Words like “design” and “creativity” mean different things for different people in different contexts. This complicates things. 
When I started to hear about Design Thinking I felt like this has nothing to do with what I do as a graphic designer. It used the same word but belonged in a different world. 
Fighting about which words to use
In Design Thinking Thomas Lockwood writes that: 
The way designers are educated to think is now perceived as particularly relevant to companies that seek to change their long- and short-term strategies for developing new products and services.
Thinking back to my education I think “designer” in this context might be product designer? In my graphic design training we were not taught to work in a very structured way at all.
When reading Tim Brown’s engaging Design for Change its enthusiasm and positivity influenced me. Being a bit late to the party I then read several articles saying Design Thinking is dead. Other voices in the debates come from designers saying Design Thinking is bullshit. 
I wonder if Design Thinking was labelled something else and simply marketed as a collaborative innovation methodology instead, it wouldn’t cause such a fuss. Design sensibilities take time to fine-tune, and designers don’t like to see design being marketed as easy for everyone to do.
Words like “design” and “creativity” carry with them a lot of mythical value with their connotations. Design Thinking is a methodology that involves business people, end users and designers.
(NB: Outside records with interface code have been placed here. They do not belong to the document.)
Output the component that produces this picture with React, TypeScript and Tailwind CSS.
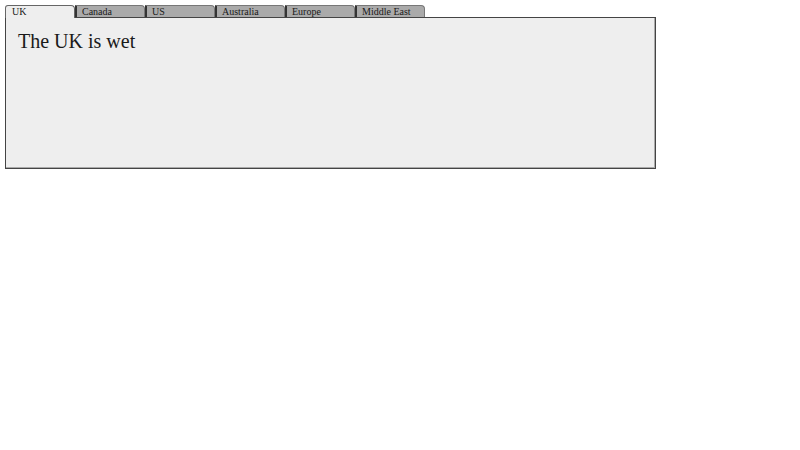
import React, { useState } from 'react';

const tabs = [
  { name: 'UK', text: 'The UK is wet' },
  { name: 'Canada', text: 'Canada is cold' },
  { name: 'US', text: 'The US is big' },
  { name: 'Australia', text: 'Australia is hot' },
  { name: 'Europe', text: 'Europe is old' },
  { name: 'Middle East', text: 'The Middle East is dry' },
];

export default function App() {
  const [active, setActive] = useState(0);

  return (
    <div className="pl-[5px] pt-[5px] font-['Liberation_Serif',serif] text-[#1a1a1a]">
      <div className="flex h-[13px] w-[651px]">
        {tabs.map((t, i) => (
          <button
            key={t.name}
            onClick={() => setActive(i)}
            className={
              i === active
                ? 'relative z-10 w-[70px] h-[13px] pl-[6px] text-left text-[10px] leading-[12px] bg-[#eeeeee] border border-b-0 border-[#666] rounded-t-[3px] rounded-tr-[4px]'
                : 'w-[70px] h-[12px] pl-[5px] text-left text-[10px] leading-[11px] bg-[#aaaaaa] border border-b-0 border-[#777] border-l-2 border-l-[#333] rounded-tr-[4px]'
            }
          >
            {t.name}
          </button>
        ))}
      </div>
      <div className="-mt-px w-[651px] h-[152px] bg-[#eeeeee] border border-[#444] shadow-[inset_-1px_-1px_0_#aaa] px-[12px] pt-[11px]">
        <p className="text-[20px] leading-[24px]">{tabs[active].text}</p>
      </div>
    </div>
  );
}
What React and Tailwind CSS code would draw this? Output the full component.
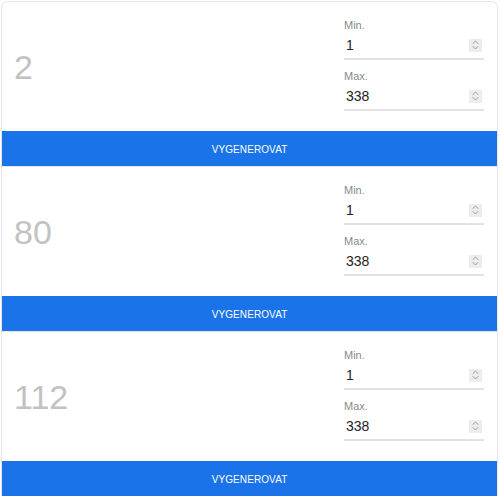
import React from "react";

function Spinner() {
  return (
    <div className="w-[13px] h-[13px] bg-[#ededed] flex items-center justify-center">
      <svg width="7" height="10" viewBox="0 0 7 10" fill="none" stroke="#9a9a9a" strokeWidth="1" strokeLinecap="round" strokeLinejoin="round">
        <path d="M1 3.5 L3.5 1 L6 3.5" />
        <path d="M1 6.5 L3.5 9 L6 6.5" />
      </svg>
    </div>
  );
}

function Field({ label, value }) {
  return (
    <div className="flex flex-col">
      <div className="h-[14px] text-[11px] leading-[14px] text-[#8a8a8a]">{label}</div>
      <div className="h-[26px] flex items-center justify-between pl-[2px] pr-[2px]">
        <span className="text-[14px] text-[#222]">{value}</span>
        <Spinner />
      </div>
      <div className="h-[2px] bg-[#e2e2e2]" />
    </div>
  );
}

function Card({ num, first }) {
  return (
    <div className={"border-x border-t border-[#e6e6e6] flex flex-col " + (first ? "rounded-t-[6px]" : "")}>
      <div className="h-[129px] flex items-center justify-between">
        <div className="pl-[12px] text-[34px] text-[#c2c2c2] leading-none mt-[1px]">{num}</div>
        <div className="w-[140px] mr-[13px] flex flex-col gap-[9px] mt-[-4px]">
          <Field label="Min." value="1" />
          <Field label="Max." value="338" />
        </div>
      </div>
      <div className="h-[35px] bg-[#1a73e8] flex items-center justify-center text-white text-[10px] tracking-[0.1px] pt-[2px]">
        VYGENEROVAT
      </div>
    </div>
  );
}

export default function App() {
  return (
    <div className="w-[500px] h-[500px] bg-white pl-[1px] pt-[1px]" style={{ fontFamily: '"Liberation Sans", Arial, sans-serif' }}>
      <div className="w-[497px] flex flex-col">
        <Card num="2" first />
        <Card num="80" />
        <Card num="112" />
      </div>
    </div>
  );
}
But:
It is not a substitute for professional design or the art and craft of designing, but rather a methodology for innovation and enablement. 
Lockwood reassures us here that it was never Design Thinking’s intention to step on any designers’ toes.
Design Thinking applied to UX
The tenets of Design Thinking seems to me essential if any innovation is to be done, and principles that I will be keeping in mind and bringing into my own process going forward: 
1. Understanding the users and their context, making sure that the solution is not out of touch with their realities.
2. Bring expertise from different fields and backgrounds to workshops. I also see this point particularly useful within a larger company, to engage stakeholders, form stronger bonds and get buy-in.
3. Utilise various ideation techniques, breaking free from familiar thought-patterns. 
4. Early prototypes and storyboards help iron out issues early on in the process. They also create engagement around the project. 
Let’s have more creativity (but what is that?)
I think that working on a creative project alone (or at least outside of the Design Thinking context) means going after that feeling of “there is something here”. Following that trail to find something that clicks or feels interesting for a reason that might be hard to put into words at the time it happens. 
That feeling is difficult to translate onto a post-it note in a workshop session. If it does make it onto a post-it it can be hard to defend in a feature prioritisation graph. The team moves forward into the different phases of the process, letting go of insights, ideas or those undefinable “somethings”, in order to proceed.
I wonder if this is what gets lost in a pure Design Thinking process, and if this is what Rei Inamoto touches on in his article (that we were recommended to read). 
Inamoto writes that he has often been underwhelmed by the outputs of the Design Thinking process, and he is asking for more creativity. I am glad he defined the word for us in this context:
Being creative means the work we produce is not only better than others but is different and has a distinct point of view. It’s time to put creativity into design again.
Following a very structured and commonly adopted process might make it look like we are doing the “right” thing but we might miss interesting opportunities anyway.
The business world loves numbers and common denominators but it might cause us to miss chances to do something different and something with “a distinct point of view” if we only work on post-it notes, the idea with the  most dot-votes or what the numbers in tests tell us.
Closing thoughts
Someone with a design background might feel frustrated in a Design Thinking workshop where most participants have a less explorational, more solution-focused approach. I think it's important to realise that this is only one arena where ideation and creative exploration can happen. Designers should be given opportunities to explore and create outside of the Design Thinking workshop. The focus is to bring more voices from different viewpoints to the table – crucial for successful innovation.
I believe it would be beneficial to have experienced designers in a facilitator role. They can then bring value by bringing the team members along with them in their exploratory, experimental designer's way of thinking – without feeling that their expertise is de-valued.